拙著では期待値は0であることを示しました。これは無限であったとしても成立するのです。
(5)試行を続けたらどうなるか
シミュレーションに戻ります。実は何回か実行すると手持ちの金が底をつくことなく終了することがあります。しかし、これは画面と実行時間の都合で途中で止めているだけです。
ではこのまま続けたらどうなるでしょう。
下の図は賭けを延々と続けた場合の結果です。リアルタイムでの実行が難しかったので、私の環境で実施した結果の図を掲載します。

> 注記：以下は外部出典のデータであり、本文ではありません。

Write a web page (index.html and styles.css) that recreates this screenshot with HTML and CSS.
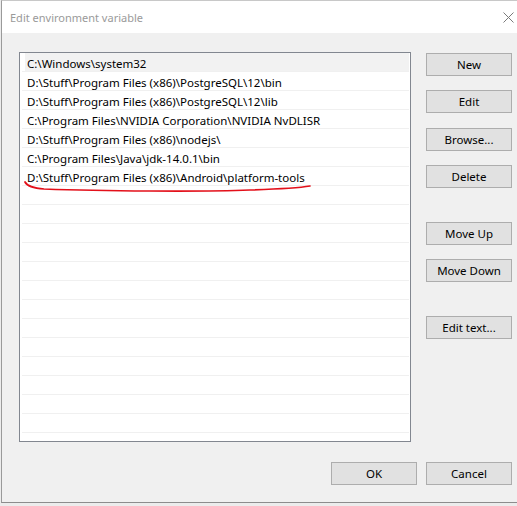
FILE: index.html
```
<!DOCTYPE html>
<html>
<head>
<meta charset="utf-8">
<link rel="stylesheet" href="styles.css">
</head>
<body>
<div class="window">
  <div class="titlebar">
    <span class="title">Edit environment variable</span>
    <svg class="close" width="11" height="11" viewBox="0 0 11 11"><path d="M0.5 0.5 L10.5 10.5 M10.5 0.5 L0.5 10.5" stroke="#7a7a7a" stroke-width="1" fill="none"/></svg>
  </div>
  <div class="content">
    <div class="main">
      <div class="list">
        <div class="row sel">C:\Windows\system32</div>
        <div class="row">D:\Stuff\Program Files (x86)\PostgreSQL\12\bin</div>
        <div class="row">D:\Stuff\Program Files (x86)\PostgreSQL\12\lib</div>
        <div class="row">C:\Program Files\NVIDIA Corporation\NVIDIA NvDLISR</div>
        <div class="row">D:\Stuff\Program Files (x86)\nodejs\</div>
        <div class="row">C:\Program Files\Java\jdk-14.0.1\bin</div>
        <div class="row">D:\Stuff\Program Files (x86)\Android\platform-tools</div>
        <div class="row"></div>
        <div class="row"></div>
        <div class="row"></div>
        <div class="row"></div>
        <div class="row"></div>
        <div class="row"></div>
        <div class="row"></div>
        <div class="row"></div>
        <div class="row"></div>
        <div class="row"></div>
        <div class="row"></div>
        <div class="row"></div>
        <div class="row"></div>
      </div>
      <div class="side">
        <button class="btn b-new">New</button>
        <button class="btn b-edit">Edit</button>
        <button class="btn b-browse">Browse...</button>
        <button class="btn b-delete">Delete</button>
        <button class="btn b-up">Move Up</button>
        <button class="btn b-down">Move Down</button>
        <button class="btn b-text">Edit text...</button>
      </div>
    </div>
    <div class="footer">
      <button class="btn">OK</button>
      <button class="btn">Cancel</button>
    </div>
  </div>
</div>
<svg class="scribble" width="517" height="506" viewBox="0 0 517 506"><path d="M25 182 C27 186 32 188 44 189 C100 191 200 192 250 190 C280 189 298 188 310 186" stroke="#e3101a" stroke-width="1.7" fill="none" stroke-linecap="round"/></svg>
</body>
</html>
```
FILE: styles.css
```
html, body {
  margin: 0;
  padding: 0;
}
body {
  width: 517px;
  height: 506px;
  overflow: hidden;
  background: #ececec;
  font-family: "Noto Sans", "DejaVu Sans", sans-serif;
  font-size: 11.5px;
  color: #000;
  position: relative;
}
.window {
  margin-left: 1px;
  border-left: 1px solid #9a9a9a;
  border-top: 1px solid #c8c8c8;
  border-bottom: 1px solid #8c8c8c;
  background: #f0f0f0;
}
.titlebar {
  height: 32px;
  background: #fff;
  display: flex;
  align-items: center;
  justify-content: space-between;
  padding-left: 8px;
  padding-right: 2px;
}
.title {
  font-size: 11px;
  line-height: 32px;
  padding-top: 2px;
  color: #9a9a9a;
}
.close {
  display: block;
  margin-right: 1px;
}
.content {
  padding: 19px 5px 17px 17px;
}
.main {
  display: flex;
  align-items: flex-start;
}
.list {
  height: 388px;
  border: 1px solid #828790;
  background: #fff;
  padding: 0 1px 0 2px;
  box-sizing: content-box;
  width: 387px;
  overflow: hidden;
}
.row {
  height: 15px;
  padding-top: 3px;
  line-height: 15px;
  padding-left: 5px;
  border-bottom: 1px solid #f0f0f0;
  white-space: nowrap;
}
.row.sel {
  background: linear-gradient(to right, transparent 3px, #f2f2f2 3px);
}
.side {
  margin-left: 15px;
  display: flex;
  flex-direction: column;
}
.btn {
  width: 86px;
  height: 23px;
  box-sizing: border-box;
  border: 1px solid #adadad;
  background: #e1e1e1;
  font-family: inherit;
  font-size: 11.5px;
  color: #000;
  line-height: 20px;
  padding: 1px 0 0 0;
  margin: 0;
  text-align: center;
}
.b-new { margin-top: 1px; }
.b-edit { margin-top: 14px; }
.b-browse { margin-top: 15px; }
.b-delete { margin-top: 14px; }
.b-up { margin-top: 34px; }
.b-down { margin-top: 14px; }
.b-text { margin-top: 34px; }
.footer {
  display: flex;
  justify-content: flex-end;
  gap: 9px;
  margin-top: 20px;
}
.scribble {
  position: absolute;
  left: 0;
  top: 0;
  pointer-events: none;
}
```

横軸は資金です。賭けを始めてから勝つまでの一連の操作を1回の試行とします。
縦軸は所持金が底をつくまでの試行回数を示しています。広範囲であるため、縦軸は対数にしています。
結果がばらついていますが、ある資金において1回限り記録しているからです。平均を記録しているわけではありません。次に同じ条件で実行したとしても同じにはならないはずです(全体として右肩上がりの傾向は同じはずですが)。
この結果をどう思われるでしょう。高々1000円の資金で約20億円まで増えているところがありますね。夢のような話です。
しかし、縦軸の数字は(利益としてみた場合)一時的なものでしかありません。これらは全て最終的に底をついています。
(6)結局、必勝法なのか
マーチン・ゲール法は手堅く稼ぐことができる方法にみえます。しかし、そうみえているだけです。忘れがちなのが「資金の限界」です。一見些細な制約に見えますが、決してなくなることはありません。そしてある時、一気に顕在化します。
結局のところ、マーチン・ゲール法は不労所得を得るものではありません。ただし賭けの一つの手法ではあります。大儲けしたいわけではないが、なるべく高い確率で勝ちたい。まれに大敗するが、それでもいい、という場合には適した手法かもしれません。